We hold our breath: caught in the path of its pregnant flight, three or four of us move away, we want it to live, we fan at its underside, C’mon, here we go, up, up, and it seems now that it’s rising once more, and from the crowd, Now, now!, but in the end it seems to flag again, and some simply mutter awwww, while the more optimistic among us try to blow at it, Phew, phew phew . . . And then, out of nowhere, amid all the madness, a little hand appears, and pop! Some male progenitors applaud the scene, Very good, very good!, and the creature that has shattered our planet right before our eyes claps his hands and stomps his feet, pleased with himself.
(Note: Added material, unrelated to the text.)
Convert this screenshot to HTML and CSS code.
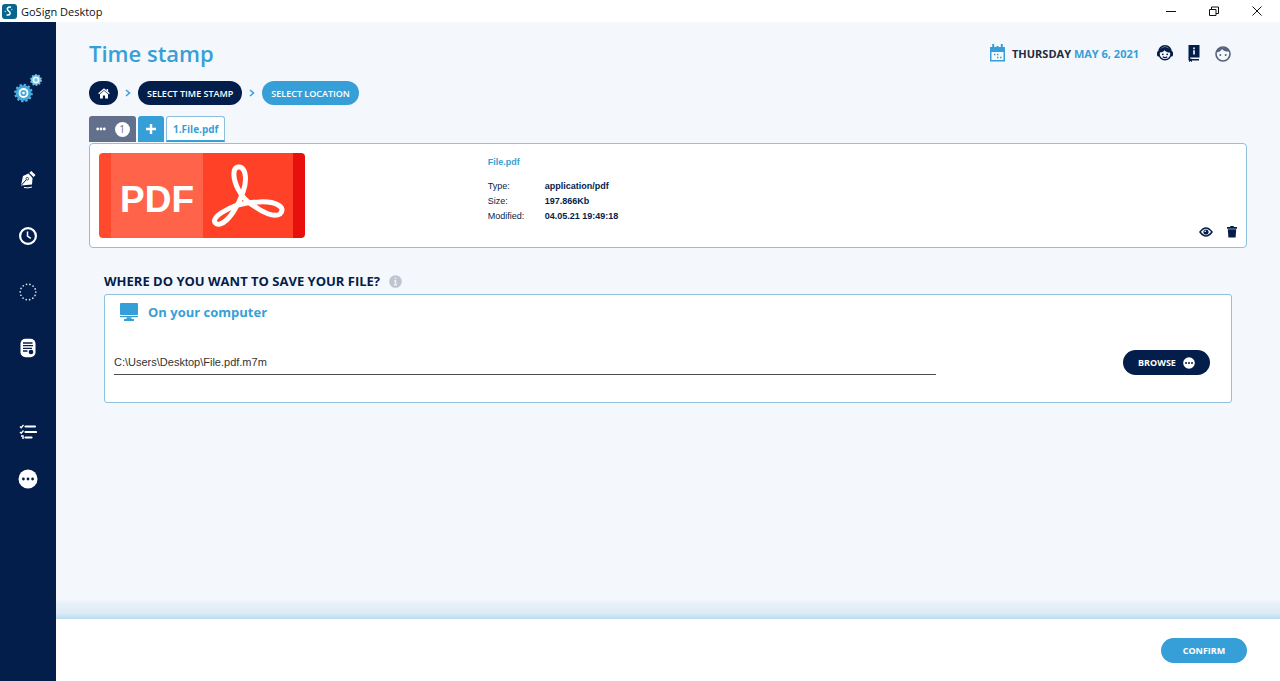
FILE: index.html
```
<!DOCTYPE html>
<html lang="en">
<head>
  <meta charset="UTF-8">
  <meta name="viewport" content="width=device-width, initial-scale=1">
  <title>GoSign Desktop</title>
  <link rel="stylesheet" href="styles.css">
</head>
<body>
  <div class="titlebar">
    <svg class="app-icon" width="15" height="15" viewBox="0 0 15 15" aria-hidden="true">
      <rect width="15" height="15" rx="3" fill="#07658f"/>
      <path d="M9 3.2C6 2.2 4 5 6.5 6.8S9 11.5 4.5 11" fill="none" stroke="#fff" stroke-width="1.5"/>
      <circle cx="3.3" cy="7.5" r=".8" fill="#9ed3ea"/>
      <circle cx="9.8" cy="5.5" r=".7" fill="#9ed3ea"/>
    </svg>
    <span class="app-name">GoSign Desktop</span>
    <div class="window-buttons">
      <button type="button" aria-label="Minimize"><svg width="12" height="12" viewBox="0 0 12 12"><path d="M1 6.500h10"/></svg></button>
      <button type="button" aria-label="Restore"><svg width="12" height="12" viewBox="0 0 12 12"><path d="M1.500 4.500h6.500v6h-6.500zM3.500 4.500v-2.500h7v6.500h-2.500"/></svg></button>
      <button type="button" aria-label="Close"><svg width="12" height="12" viewBox="0 0 12 12"><path d="M1.500 1.500l9 9M10.500 1.500l-9 9"/></svg></button>
    </div>
  </div>

  <div class="app">
    <nav class="sidebar" aria-label="Main menu">
      <div class="brand">
        <svg width="30" height="32" viewBox="0 0 30 32" aria-hidden="true">
          <circle cx="10.500" cy="21" r="8" fill="none" stroke="#58b5e0" stroke-width="2.500" stroke-dasharray="2.200 1.990"/>
          <circle cx="10.500" cy="21" r="7.800" fill="#45a9da"/>
          <circle cx="10.500" cy="21" r="4" fill="none" stroke="#fff" stroke-width="1.800"/>
          <circle cx="10.500" cy="21" r="1.300" fill="#fff"/>
          <circle cx="23" cy="8" r="5" fill="none" stroke="#58b5e0" stroke-width="2" stroke-dasharray="1.700 1.442"/>
          <circle cx="23" cy="8" r="5" fill="#7cc6e8"/>
          <circle cx="23" cy="8" r="2.600" fill="none" stroke="#fff" stroke-width="1.400"/>
        </svg>
      </div>
      <div class="menu">
        <button type="button" aria-label="Sign">
          <svg width="18" height="20" viewBox="0 0 18 20">
            <path d="M2 15.500L4 6l5.500-2.500 4 4.500-.5 6.500z" fill="#fff"/>
            <path d="M10.300 2.800l2-1.800 4.200 4-1.900 2z" fill="#fff"/>
            <path d="M2.500 15l5-5.500" stroke="#041e4b" stroke-width="1"/>
            <circle cx="8.300" cy="8.700" r="1.300" fill="#fff" stroke="#041e4b" stroke-width=".8"/>
            <path d="M5 17.500q4 1 8-.5" fill="none" stroke="#fff" stroke-width="1"/>
          </svg>
        </button>
        <button type="button" aria-label="Time stamp">
          <svg width="20" height="20" viewBox="0 0 20 20">
            <circle cx="10" cy="10" r="7.900" fill="none" stroke="#fff" stroke-width="2.200"/>
            <path d="M9.500 5.500V10l3.300 2.300" fill="none" stroke="#fff" stroke-width="1.500"/>
          </svg>
        </button>
        <button type="button" aria-label="Verify">
          <svg width="20" height="20" viewBox="0 0 20 20">
            <circle cx="10" cy="10" r="7.800" fill="none" stroke="#dfe7f2" stroke-width="1.700" stroke-linecap="round" stroke-dasharray="0 3.500"/>
          </svg>
        </button>
        <button type="button" aria-label="Documents">
          <svg width="18" height="20" viewBox="0 0 18 20">
            <rect x="1.500" y=".8" width="15" height="18.400" rx="5" fill="#fff"/>
            <path d="M4 5h9.500M4 7.700h10M4 10.400h9M4 13h4.500" stroke="#041e4b" stroke-width="1.300"/>
            <circle cx="12" cy="14" r="2.300" fill="#041e4b"/>
          </svg>
        </button>
      </div>
      <div class="menu menu-small">
        <button type="button" aria-label="Activities">
          <svg width="18" height="16" viewBox="0 0 18 16">
            <path d="M6.500 2.500h9.500M6.500 8h10.500M6.500 13.500h6" stroke="#fff" stroke-width="2.200" stroke-linecap="round"/>
            <path d="M1 2.500l1.200 1.200L4.500 1M1 8l1.200 1.200L4.500 6.500" fill="none" stroke="#fff" stroke-width="1.300"/>
            <path d="M2 12h2v3" fill="none" stroke="#fff" stroke-width="1.500"/>
          </svg>
        </button>
        <button type="button" aria-label="More">
          <svg width="20" height="20" viewBox="0 0 20 20">
            <circle cx="10" cy="10" r="9.500" fill="#fff"/>
            <g fill="#041e4b"><circle cx="5.400" cy="10" r="1.400"/><circle cx="10" cy="10" r="1.400"/><circle cx="14.600" cy="10" r="1.400"/></g>
          </svg>
        </button>
      </div>
    </nav>

    <div class="page">
      <main class="content">
        <header class="page-header">
          <h1>Time stamp</h1>
          <div class="date">
            <svg width="17" height="18" viewBox="0 0 17 18" aria-hidden="true">
              <path d="M1 3h15v14.500H1z" fill="#379fd7"/>
              <path d="M2.500 8h12v8h-12z" fill="#f6f8fb"/>
              <path d="M4.200 0v5M8.500 2v2M12.800 0v5" stroke="#379fd7" stroke-width="2"/>
              <path d="M5 10.500h1.500M8 10.500h1.500M8 13.500h1.500M11 13.500h1.500" stroke="#379fd7" stroke-width="1.500"/>
            </svg>
            <span>THURSDAY <b>MAY 6, 2021</b></span>
          </div>
          <div class="header-actions">
            <button type="button" aria-label="Support">
              <svg width="18" height="18" viewBox="0 0 18 18">
                <path d="M2.800 8a6.200 6.200 0 0112.400 0" fill="none" stroke="#041e4b" stroke-width="1.500"/>
                <rect x="1" y="7" width="3" height="5.500" rx="1.500" fill="#041e4b"/>
                <rect x="14" y="7" width="3" height="5.500" rx="1.500" fill="#041e4b"/>
                <circle cx="9" cy="9.800" r="6" fill="#f6f8fb" stroke="#041e4b" stroke-width="1.500"/>
                <path d="M3.500 8.500c2.500 0 4-1 5-2.300 1.200 1.500 3 2.300 6 2.300C14.500 2 3.500 2 3.500 8.500z" fill="#041e4b"/>
                <circle cx="6.800" cy="10.300" r=".9" fill="#041e4b"/><circle cx="11.200" cy="10.300" r=".9" fill="#041e4b"/>
                <path d="M6.800 12.800q2.200 1.600 4.400 0" fill="none" stroke="#041e4b" stroke-width="1.200"/>
              </svg>
            </button>
            <button type="button" aria-label="Guide">
              <svg width="18" height="18" viewBox="0 0 18 18">
                <path d="M3.500 1h11v12.500h-11z" fill="#041e4b"/>
                <path d="M4.300 13v2.700H14" fill="none" stroke="#041e4b" stroke-width="1.500"/>
                <path d="M4 14v4l1.500-1 1.500 1v-3z" fill="#041e4b"/>
                <path d="M9 3.500v1.700M9 6.200v4.300" stroke="#fff" stroke-width="1.600"/>
              </svg>
            </button>
            <button type="button" aria-label="Profile">
              <svg width="18" height="18" viewBox="0 0 18 18">
                <circle cx="9" cy="10" r="7" fill="none" stroke="#56617a" stroke-width="1.600"/>
                <path d="M2.500 8.500C5 8.200 7 7 8 5c2 2 4 2.800 7.500 2.500C14 2.500 4 1.500 2.500 8.500z" fill="#56617a"/>
                <circle cx="6.300" cy="11" r="1" fill="#56617a"/><circle cx="11.700" cy="11" r="1" fill="#56617a"/>
              </svg>
            </button>
          </div>
        </header>

        <nav class="steps" aria-label="Steps">
          <a class="step step-home" href="#" aria-label="Home">
            <svg width="12" height="11" viewBox="0 0 12 11">
              <path d="M.6 5.800L6 1.200l5.400 4.600" fill="none" stroke="#fff" stroke-width="1.300"/>
              <path d="M8.600 1h1.500v3L8.600 2.700z" fill="#fff"/>
              <path d="M2 6.300l4-3.500 4 3.500v4.200H7.100V7.600H4.900v2.900H2z" fill="#fff"/>
            </svg>
          </a>
          <svg class="arrow" width="6" height="8" viewBox="0 0 6 8" aria-hidden="true"><path d="M1 1l3.500 3L1 7"/></svg>
          <a class="step" href="#">SELECT TIME STAMP</a>
          <svg class="arrow" width="6" height="8" viewBox="0 0 6 8" aria-hidden="true"><path d="M1 1l3.500 3L1 7"/></svg>
          <a class="step step-active" href="#" aria-current="step">SELECT LOCATION</a>
        </nav>

        <div class="tabs">
          <button class="tab tab-menu" type="button" aria-label="Open files: 1">
            <svg width="10" height="4" viewBox="0 0 10 4" aria-hidden="true"><g fill="#fff"><circle cx="1.700" cy="2" r="1.400"/><circle cx="5" cy="2" r="1.400"/><circle cx="8.300" cy="2" r="1.400"/></g></svg>
            <span class="count">1</span>
          </button>
          <button class="tab tab-add" type="button" aria-label="Add file">
            <svg width="10" height="10" viewBox="0 0 10 10"><path d="M5 0v10M0 5h10" stroke="#fff" stroke-width="2.400"/></svg>
          </button>
          <button class="tab tab-file" type="button">1.File.pdf</button>
        </div>

        <section class="file-panel">
          <div class="preview">
            <span>PDF</span>
            <svg width="76" height="64" viewBox="0 0 76 64" aria-hidden="true">
              <path d="M27 3C21 4 22 15 27 25C31 33 36 38 43 42C51 48 63 54 69 50C76 43 64 37 48 38C34 38 21 42 10 49C0 56 3 61 9 60C18 58 28 40 32 28C37 14 34 2 27 3Z" fill="none" stroke="#fff" stroke-width="5" stroke-linejoin="round"/>
            </svg>
          </div>
          <div class="details">
            <h2>File.pdf</h2>
            <dl>
              <dt>Type:</dt><dd>application/pdf</dd>
              <dt>Size:</dt><dd>197.866Kb</dd>
              <dt>Modified:</dt><dd>04.05.21 19:49:18</dd>
            </dl>
          </div>
          <div class="file-actions">
            <button type="button" aria-label="View">
              <svg width="14" height="10" viewBox="0 0 14 10">
                <path d="M1 5q6-8 12 0-6 8-12 0z" fill="#fff" stroke="#041e4b" stroke-width="1.500"/>
                <circle cx="7" cy="5" r="2.600" fill="#041e4b"/><circle cx="6.200" cy="4.200" r=".8" fill="#fff"/>
              </svg>
            </button>
            <button type="button" aria-label="Delete">
              <svg width="10" height="12" viewBox="0 0 10 12">
                <path d="M0 1h3l.5-1h3L7 1h3v1.700H0zM.8 3.300h8.400l-.6 8.200H1.400z" fill="#041e4b"/>
              </svg>
            </button>
          </div>
        </section>

        <section class="destination">
          <h2>
            <label for="path">WHERE DO YOU WANT TO SAVE YOUR FILE?</label>
            <svg width="13" height="13" viewBox="0 0 13 13" aria-hidden="true">
              <circle cx="6.500" cy="6.500" r="6.300" fill="#bfc4ce"/>
              <path d="M6.500 2.500v1.700M5.200 5.700h1.300v4M5 9.700h3" fill="none" stroke="#edf0f5" stroke-width="1.500"/>
            </svg>
          </h2>
          <div class="card">
            <h3>
              <svg width="20" height="18" viewBox="0 0 20 18" aria-hidden="true">
                <rect x="1" width="18" height="12" rx="1" fill="#379fd7"/>
                <path d="M1 13h18v1.300H1zM7.500 14.500h5v1.500H15v2H5v-2h2.500z" fill="#379fd7"/>
              </svg>
              On your computer
            </h3>
            <div class="path-row">
              <input type="text" id="path" value="C:\Users\Desktop\File.pdf.m7m">
              <button class="btn btn-dark" type="button">
                BROWSE
                <svg width="12" height="12" viewBox="0 0 12 12" aria-hidden="true">
                  <circle cx="6" cy="6" r="5.800" fill="#fff"/>
                  <g fill="#041e4b"><circle cx="3" cy="6" r="1"/><circle cx="6" cy="6" r="1"/><circle cx="9" cy="6" r="1"/></g>
                </svg>
              </button>
            </div>
          </div>
        </section>
      </main>

      <footer class="footer">
        <button class="btn btn-confirm" type="button">CONFIRM</button>
      </footer>
    </div>
  </div>
</body>
</html>
```
FILE: styles.css
```
* {
  box-sizing: border-box;
}

body {
  margin: 0;
  min-height: 100vh;
  display: flex;
  flex-direction: column;
  font-family: "Open Sans", "Noto Sans", sans-serif;
  color: #041e4b;
  background: #fff;
}

h1, h2, h3, dl, dd {
  margin: 0;
}

svg {
  display: block;
  flex: none;
}

button {
  display: flex;
  align-items: center;
  justify-content: center;
  padding: 0;
  border: none;
  background: none;
  font-family: inherit;
  cursor: pointer;
}

/* window bar */
.titlebar {
  display: flex;
  align-items: center;
  height: 22px;
  padding-left: 2px;
  color: #111;
  font-size: 11px;
}

.app-name {
  margin-left: 4px;
}

.window-buttons {
  display: flex;
  height: 20px;
  margin-left: auto;
  padding-right: 2px;
}

.window-buttons button {
  width: 43px;
}

.window-buttons path {
  fill: none;
  stroke: #111;
  stroke-width: 1;
}

.app {
  flex: 1;
  display: flex;
}

/* left menu */
.sidebar {
  width: 56px;
  flex: none;
  background: #041e4b;
}

.brand {
  height: 130px;
  padding: 50px 13px 0;
}

.menu button {
  width: 100%;
  height: 56px;
}

.menu-small {
  margin-top: 32px;
}

.menu-small button {
  height: 47px;
}

.page {
  flex: 1;
  min-width: 0;
  display: flex;
  flex-direction: column;
}

.content {
  flex: 1;
  padding: 16px 33px;
  background: linear-gradient(to top, #b9dcf1 0, #dcebf5 6px, #e9f1f8 16px, #f4f7fb 20px, #f4f7fb 100%);
}

.page-header {
  display: flex;
  align-items: center;
  height: 30px;
}

h1 {
  margin-right: auto;
  font-size: 22px;
  font-weight: 600;
  color: #379fd7;
}

.date {
  display: flex;
  align-items: center;
  gap: 6px;
  font-size: 11px;
  font-weight: 700;
  color: #222b3c;
}

.date b {
  font-weight: 700;
  color: #379fd7;
}

.header-actions {
  display: flex;
  gap: 11px;
  margin: 0 15px 0 17px;
}

/* breadcrumb */
.steps {
  display: flex;
  align-items: center;
  gap: 7px;
  margin-top: 13px;
}

.step {
  display: flex;
  align-items: center;
  height: 24px;
  padding: 0 9px;
  border-radius: 12px;
  background: #041e4b;
  color: #fff;
  font-size: 9px;
  font-weight: 600;
  text-decoration: none;
}

.step-home {
  width: 29px;
}

.step-active {
  background: #379fd7;
}

.arrow path {
  fill: none;
  stroke: #379fd7;
  stroke-width: 1.5;
}

/* file tabs */
.tabs {
  display: flex;
  gap: 2px;
  height: 27px;
  margin-top: 11px;
}

.tab {
  height: 26px;
  border-radius: 3px 3px 0 0;
}

.tab-menu {
  width: 47px;
  gap: 9px;
  background: #63708b;
}

.count {
  width: 15px;
  border-radius: 50%;
  background: #fff;
  color: #63708b;
  font-size: 10px;
  line-height: 15px;
}

.tab-add {
  width: 26px;
  background: #379fd7;
}

.tab-file {
  padding: 0 6px;
  border: 1px solid #8abfe0;
  border-bottom: 2px solid #379fd7;
  background: #fff;
  color: #379fd7;
  font-size: 10px;
  font-weight: 700;
}

.file-panel {
  display: grid;
  grid-template-columns: 1fr 2fr;
  column-gap: 14px;
  padding: 9px;
  border: 1px solid #8fc0dc;
  border-radius: 4px;
  background: #fff;
}

.preview {
  grid-area: 1 / 1;
  display: flex;
  align-items: center;
  gap: 17px;
  width: 206px;
  height: 85px;
  padding-left: 21px;
  border-radius: 4px;
  background: linear-gradient(to right, #ff4a2d 12px, #ff644b 12px 104px, #ff4127 104px 194px, #e8100c 194px);
  color: #fff;
  font-family: "Liberation Sans", Arial, sans-serif;
  font-size: 37px;
  font-weight: bold;
}

.preview span {
  padding-top: 8px;
}

.details {
  grid-area: 1 / 2;
  padding-top: 2px;
  font-family: "Liberation Sans", Arial, sans-serif;
  font-size: 9px;
  line-height: 15px;
}

.details h2 {
  margin-bottom: 9px;
  font-size: 9px;
  color: #379fd7;
}

.details dl {
  display: grid;
  grid-template-columns: 57px 1fr;
}

.details dd {
  font-weight: bold;
}

/* shares the right column with the details */
.file-actions {
  grid-area: 1 / 2;
  display: flex;
  align-items: center;
  align-self: end;
  justify-self: end;
  gap: 14px;
}

/* save location */
.destination {
  margin: 24px 15px 0;
}

.destination h2 {
  display: flex;
  align-items: center;
  gap: 9px;
  height: 18px;
  font-size: 13px;
  font-weight: 700;
}

.card {
  margin-top: 4px;
  padding: 6px 21px 27px 9px;
  border: 1px solid #8fc0dc;
  border-radius: 3px;
  background: #fff;
}

.card h3 {
  display: flex;
  align-items: center;
  gap: 9px;
  height: 22px;
  padding-left: 5px;
  font-size: 13px;
  font-weight: 700;
  color: #379fd7;
}

.path-row {
  display: flex;
  align-items: center;
  justify-content: space-between;
  margin-top: 27px;
}

.path-row input {
  width: 75%;
  height: 25px;
  padding: 0;
  border: none;
  border-bottom: 1px solid #4d4d4d;
  background: none;
  color: #333;
  font-family: "Liberation Sans", Arial, sans-serif;
  font-size: 11px;
}

.btn {
  height: 25px;
  border-radius: 13px;
  color: #fff;
  font-size: 9px;
  font-weight: 700;
}

.btn-dark {
  gap: 7px;
  width: 87px;
  background: #041e4b;
}

.footer {
  display: flex;
  align-items: center;
  justify-content: flex-end;
  height: 62px;
  padding: 0 33px;
  background: #fff;
}

.btn-confirm {
  width: 86px;
  background: #379fd7;
}
```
The adults of the army of salvation wear our defeat on our furrowed faces. Someone, at a whisper, suggests a good slap. Someone else says nothing, but in a brief spell of aphoristic delirium realizes that the world is divided into two types of children: those who, before a gigantic soap bubble, hold their breath, transfixed, their mouths agape—and those who, knowing such a thing to be vulnerable, have the irrepressible impulse to fling themselves at the air. It’s needless to say which of these two groups has always been most fragile.